▸ **Collected data**:
# # # # #

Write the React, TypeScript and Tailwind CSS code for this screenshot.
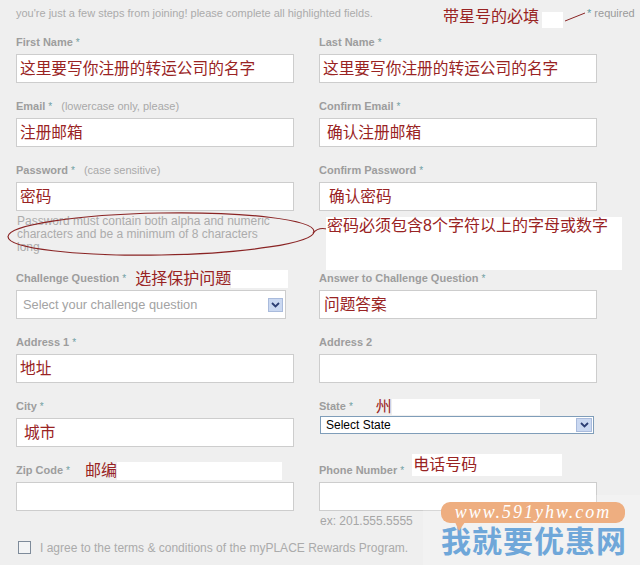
import type { ReactNode } from 'react';

const RED = 'text-[#992323]';

function Star() {
  return <span className="ml-[3px] text-[10px] font-normal text-[#6f9fa3]">*</span>;
}

function Label({ children }: { children: ReactNode }) {
  return (
    <div className="flex h-[13px] items-center whitespace-nowrap text-[11px] leading-[13px] font-bold text-[#9d9d9d]">
      {children}
    </div>
  );
}

function TextBox({ value, pad = 'pl-[3px]' }: { value?: string; pad?: string }) {
  return (
    <div
      className={`mt-[5px] flex h-[29px] w-[278px] items-center border border-[#cdcdcd] bg-white text-[15.7px] leading-none ${RED} ${pad}`}
    >
      {value}
    </div>
  );
}

// small blue dropdown button used by both selects
function Arrow({ size = 'w-[15px] h-[14px]' }: { size?: string }) {
  return (
    <span className={`ml-auto flex items-center justify-center border border-[#a9bbdc] bg-[#cad8f1] ${size}`}>
      <svg width="9" height="6" viewBox="0 0 9 6" aria-hidden="true">
        <path d="M1 1 L4.5 4.5 L8 1" fill="none" stroke="#2c3e73" strokeWidth="1.8" />
      </svg>
    </span>
  );
}

export default function App() {
  return (
    <div className="relative h-[565px] w-[640px] overflow-hidden bg-[#efefef] pl-[16px] font-['Liberation_Sans','Noto_Sans_CJK_SC',sans-serif]">
      {/* intro line + note about required fields */}
      <div className="flex h-[29px] items-start whitespace-nowrap">
        <span className="mt-[7px] w-[427px] text-[11px] leading-[13px] text-[#ababab]">
          you're just a few steps from joining! please complete all highlighted fields.
        </span>
        <span className={`mt-[8px] text-[16px] leading-[18px] ${RED}`}>带星号的必填</span>
        <span className="mt-[12px] ml-[3px] h-[16px] w-[21px] bg-white" />
        <svg width="24" height="29" viewBox="0 0 24 29" aria-hidden="true">
          <path d="M2 21 L22 13" stroke="#8a2424" strokeWidth="1" fill="none" />
        </svg>
        <span className="mt-[7px] text-[11px] leading-[13px] text-[#9a9a9a]">
          <span className="text-[#5e9aa0]">*</span> required
        </span>
      </div>

      <div className="mt-[7px] grid grid-cols-[278px_278px] items-start gap-x-[25px] gap-y-[17px]">
        <div>
          <Label>First Name<Star /></Label>
          <TextBox value="这里要写你注册的转运公司的名字" />
        </div>
        <div>
          <Label>Last Name<Star /></Label>
          <TextBox value="这里要写你注册的转运公司的名字" />
        </div>

        <div>
          <Label>
            Email<Star />
            <span className="ml-[9px] font-normal text-[#a9a9a9]">(lowercase only, please)</span>
          </Label>
          <TextBox value="注册邮箱" />
        </div>
        <div>
          <Label>Confirm Email<Star /></Label>
          <TextBox value="确认注册邮箱" pad="pl-[7px]" />
        </div>

        <div className="pb-[1px]">
          <Label>
            Password<Star />
            <span className="ml-[9px] font-normal text-[#a9a9a9]">(case sensitive)</span>
          </Label>
          <TextBox value="密码" />
          <p className="mt-[4px] w-[260px] pl-[1px] text-[12px] leading-[13px] text-[#acacac]">
            Password must contain both alpha and numeric characters and be a minimum of 8 characters long
          </p>
        </div>
        <div>
          <Label>Confirm Password<Star /></Label>
          <TextBox value="确认密码" pad="pl-[9px]" />
        </div>

        <div>
          <Label>
            Challenge Question<Star />
            <span className={`ml-[9px] text-[16px] leading-[18px] font-normal ${RED}`}>选择保护问题</span>
            <span className="h-[18px] w-[57px] bg-white" />
          </Label>
          <div className="mt-[5px] flex h-[29px] w-[270px] items-center border border-[#cdcdcd] bg-white pr-[2px] pl-[6px] text-[12.8px] text-[#a3a3a3]">
            Select your challenge question
            <Arrow />
          </div>
        </div>
        <div>
          <Label>Answer to Challenge Question<Star /></Label>
          <TextBox value="问题答案" pad="pl-[4px]" />
        </div>

        <div>
          <Label>Address 1<Star /></Label>
          <TextBox value="地址" />
        </div>
        <div>
          <Label>Address 2</Label>
          <TextBox />
        </div>

        <div>
          <Label>City<Star /></Label>
          <TextBox value="城市" pad="pl-[7px]" />
        </div>
        <div>
          <Label>
            State<Star />
            <span className={`ml-[23px] text-[16px] leading-[18px] font-normal ${RED}`}>州</span>
            <span className="h-[16px] w-[148px] bg-white" />
          </Label>
          <div className="mt-[3px] ml-[1px] flex h-[18px] w-[274px] items-center border border-[#7f9db9] bg-white pr-[1px] pl-[5px] text-[12px] text-black">
            Select State
            <Arrow size="w-[16px] h-[14px]" />
          </div>
        </div>

        <div>
          <Label>
            Zip Code<Star />
            <span className={`ml-[15px] text-[16px] leading-[18px] font-normal ${RED}`}>邮编</span>
            <span className="h-[18px] w-[165px] bg-white" />
          </Label>
          <TextBox />
        </div>
        <div>
          <Label>
            Phone Number<Star />
            <span
              className={`ml-[8px] flex h-[22px] w-[150px] -translate-y-[6px] items-center bg-white pl-[1px] text-[16px] font-normal ${RED}`}
            >
              电话号码
            </span>
          </Label>
          <TextBox />
          <div className="mt-[4px] pl-[1px] text-[12px] leading-[13px] text-[#a6a6a6]">ex: 201.555.5555</div>
        </div>
      </div>

      <div className="mt-[12px] flex h-[15px] items-center gap-[9px] pl-[2px]">
        <span className="h-[13px] w-[13px] border border-[#7e8b9a] bg-[#f3f4f5]" />
        <span className="text-[12px] text-[#ababab]">
          I agree to the terms &amp; conditions of the myPLACE Rewards Program.
        </span>
      </div>

      {/* annotations drawn over the form */}
      <svg className="pointer-events-none absolute top-0 left-0" width="640" height="565" aria-hidden="true">
        <ellipse
          cx="161"
          cy="234"
          rx="153"
          ry="21"
          transform="rotate(-1 161 234)"
          fill="none"
          stroke="#8a2424"
          strokeWidth="1.2"
        />
        <path d="M313 233 Q318 227 327 229" fill="none" stroke="#8a2424" strokeWidth="1.2" />
      </svg>
      <div className="absolute top-[217px] left-[326px] h-[53px] w-[296px] bg-white">
        <span className={`block pl-[1px] text-[16px] leading-[18px] ${RED}`}>密码必须包含8个字符以上的字母或数字</span>
      </div>

      {/* site watermark */}
      <div className="absolute top-[495px] left-[423px] h-[70px] w-[217px] bg-white/20" />
      <div className="absolute top-[502px] left-[441px] flex flex-col">
        <div className="relative flex h-[21px] w-[184px] items-center justify-center rounded-[9px] bg-[#eeae80] font-['Liberation_Serif',serif] text-[18px] tracking-[2px] text-white italic">
          www.591yhw.com
          <span className="absolute top-[20px] left-[14px] h-0 w-0 border-t-[9px] border-r-[6px] border-l-[4px] border-t-[#eeae80] border-r-transparent border-l-transparent" />
        </div>
        <div className="mt-[3px] text-[30px] leading-[32px] font-bold tracking-[1px] text-[#6fa7d9]">我就要优惠网</div>
      </div>
    </div>
  );
}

# # # # #

Restate the listing above word for word, and skip the pictures.

▸ **Solution to the exercise**:
Write the React, TypeScript and Tailwind CSS code for this screenshot.
import type { ReactNode } from 'react';

const RED = 'text-[#992323]';

function Star() {
  return <span className="ml-[3px] text-[10px] font-normal text-[#6f9fa3]">*</span>;
}

function Label({ children }: { children: ReactNode }) {
  return (
    <div className="flex h-[13px] items-center whitespace-nowrap text-[11px] leading-[13px] font-bold text-[#9d9d9d]">
      {children}
    </div>
  );
}

function TextBox({ value, pad = 'pl-[3px]' }: { value?: string; pad?: string }) {
  return (
    <div
      className={`mt-[5px] flex h-[29px] w-[278px] items-center border border-[#cdcdcd] bg-white text-[15.7px] leading-none ${RED} ${pad}`}
    >
      {value}
    </div>
  );
}

// small blue dropdown button used by both selects
function Arrow({ size = 'w-[15px] h-[14px]' }: { size?: string }) {
  return (
    <span className={`ml-auto flex items-center justify-center border border-[#a9bbdc] bg-[#cad8f1] ${size}`}>
      <svg width="9" height="6" viewBox="0 0 9 6" aria-hidden="true">
        <path d="M1 1 L4.5 4.5 L8 1" fill="none" stroke="#2c3e73" strokeWidth="1.8" />
      </svg>
    </span>
  );
}

export default function App() {
  return (
    <div className="relative h-[565px] w-[640px] overflow-hidden bg-[#efefef] pl-[16px] font-['Liberation_Sans','Noto_Sans_CJK_SC',sans-serif]">
      {/* intro line + note about required fields */}
      <div className="flex h-[29px] items-start whitespace-nowrap">
        <span className="mt-[7px] w-[427px] text-[11px] leading-[13px] text-[#ababab]">
          you're just a few steps from joining! please complete all highlighted fields.
        </span>
        <span className={`mt-[8px] text-[16px] leading-[18px] ${RED}`}>带星号的必填</span>
        <span className="mt-[12px] ml-[3px] h-[16px] w-[21px] bg-white" />
        <svg width="24" height="29" viewBox="0 0 24 29" aria-hidden="true">
          <path d="M2 21 L22 13" stroke="#8a2424" strokeWidth="1" fill="none" />
        </svg>
        <span className="mt-[7px] text-[11px] leading-[13px] text-[#9a9a9a]">
          <span className="text-[#5e9aa0]">*</span> required
        </span>
      </div>

      <div className="mt-[7px] grid grid-cols-[278px_278px] items-start gap-x-[25px] gap-y-[17px]">
        <div>
          <Label>First Name<Star /></Label>
          <TextBox value="这里要写你注册的转运公司的名字" />
        </div>
        <div>
          <Label>Last Name<Star /></Label>
          <TextBox value="这里要写你注册的转运公司的名字" />
        </div>

        <div>
          <Label>
            Email<Star />
            <span className="ml-[9px] font-normal text-[#a9a9a9]">(lowercase only, please)</span>
          </Label>
          <TextBox value="注册邮箱" />
        </div>
        <div>
          <Label>Confirm Email<Star /></Label>
          <TextBox value="确认注册邮箱" pad="pl-[7px]" />
        </div>

        <div className="pb-[1px]">
          <Label>
            Password<Star />
            <span className="ml-[9px] font-normal text-[#a9a9a9]">(case sensitive)</span>
          </Label>
          <TextBox value="密码" />
          <p className="mt-[4px] w-[260px] pl-[1px] text-[12px] leading-[13px] text-[#acacac]">
            Password must contain both alpha and numeric characters and be a minimum of 8 characters long
          </p>
        </div>
        <div>
          <Label>Confirm Password<Star /></Label>
          <TextBox value="确认密码" pad="pl-[9px]" />
        </div>

        <div>
          <Label>
            Challenge Question<Star />
            <span className={`ml-[9px] text-[16px] leading-[18px] font-normal ${RED}`}>选择保护问题</span>
            <span className="h-[18px] w-[57px] bg-white" />
          </Label>
          <div className="mt-[5px] flex h-[29px] w-[270px] items-center border border-[#cdcdcd] bg-white pr-[2px] pl-[6px] text-[12.8px] text-[#a3a3a3]">
            Select your challenge question
            <Arrow />
          </div>
        </div>
        <div>
          <Label>Answer to Challenge Question<Star /></Label>
          <TextBox value="问题答案" pad="pl-[4px]" />
        </div>

        <div>
          <Label>Address 1<Star /></Label>
          <TextBox value="地址" />
        </div>
        <div>
          <Label>Address 2</Label>
          <TextBox />
        </div>

        <div>
          <Label>City<Star /></Label>
          <TextBox value="城市" pad="pl-[7px]" />
        </div>
        <div>
          <Label>
            State<Star />
            <span className={`ml-[23px] text-[16px] leading-[18px] font-normal ${RED}`}>州</span>
            <span className="h-[16px] w-[148px] bg-white" />
          </Label>
          <div className="mt-[3px] ml-[1px] flex h-[18px] w-[274px] items-center border border-[#7f9db9] bg-white pr-[1px] pl-[5px] text-[12px] text-black">
            Select State
            <Arrow size="w-[16px] h-[14px]" />
          </div>
        </div>

        <div>
          <Label>
            Zip Code<Star />
            <span className={`ml-[15px] text-[16px] leading-[18px] font-normal ${RED}`}>邮编</span>
            <span className="h-[18px] w-[165px] bg-white" />
          </Label>
          <TextBox />
        </div>
        <div>
          <Label>
            Phone Number<Star />
            <span
              className={`ml-[8px] flex h-[22px] w-[150px] -translate-y-[6px] items-center bg-white pl-[1px] text-[16px] font-normal ${RED}`}
            >
              电话号码
            </span>
          </Label>
          <TextBox />
          <div className="mt-[4px] pl-[1px] text-[12px] leading-[13px] text-[#a6a6a6]">ex: 201.555.5555</div>
        </div>
      </div>

      <div className="mt-[12px] flex h-[15px] items-center gap-[9px] pl-[2px]">
        <span className="h-[13px] w-[13px] border border-[#7e8b9a] bg-[#f3f4f5]" />
        <span className="text-[12px] text-[#ababab]">
          I agree to the terms &amp; conditions of the myPLACE Rewards Program.
        </span>
      </div>

      {/* annotations drawn over the form */}
      <svg className="pointer-events-none absolute top-0 left-0" width="640" height="565" aria-hidden="true">
        <ellipse
          cx="161"
          cy="234"
          rx="153"
          ry="21"
          transform="rotate(-1 161 234)"
          fill="none"
          stroke="#8a2424"
          strokeWidth="1.2"
        />
        <path d="M313 233 Q318 227 327 229" fill="none" stroke="#8a2424" strokeWidth="1.2" />
      </svg>
      <div className="absolute top-[217px] left-[326px] h-[53px] w-[296px] bg-white">
        <span className={`block pl-[1px] text-[16px] leading-[18px] ${RED}`}>密码必须包含8个字符以上的字母或数字</span>
      </div>

      {/* site watermark */}
      <div className="absolute top-[495px] left-[423px] h-[70px] w-[217px] bg-white/20" />
      <div className="absolute top-[502px] left-[441px] flex flex-col">
        <div className="relative flex h-[21px] w-[184px] items-center justify-center rounded-[9px] bg-[#eeae80] font-['Liberation_Serif',serif] text-[18px] tracking-[2px] text-white italic">
          www.591yhw.com
          <span className="absolute top-[20px] left-[14px] h-0 w-0 border-t-[9px] border-r-[6px] border-l-[4px] border-t-[#eeae80] border-r-transparent border-l-transparent" />
        </div>
        <div className="mt-[3px] text-[30px] leading-[32px] font-bold tracking-[1px] text-[#6fa7d9]">我就要优惠网</div>
      </div>
    </div>
  );
}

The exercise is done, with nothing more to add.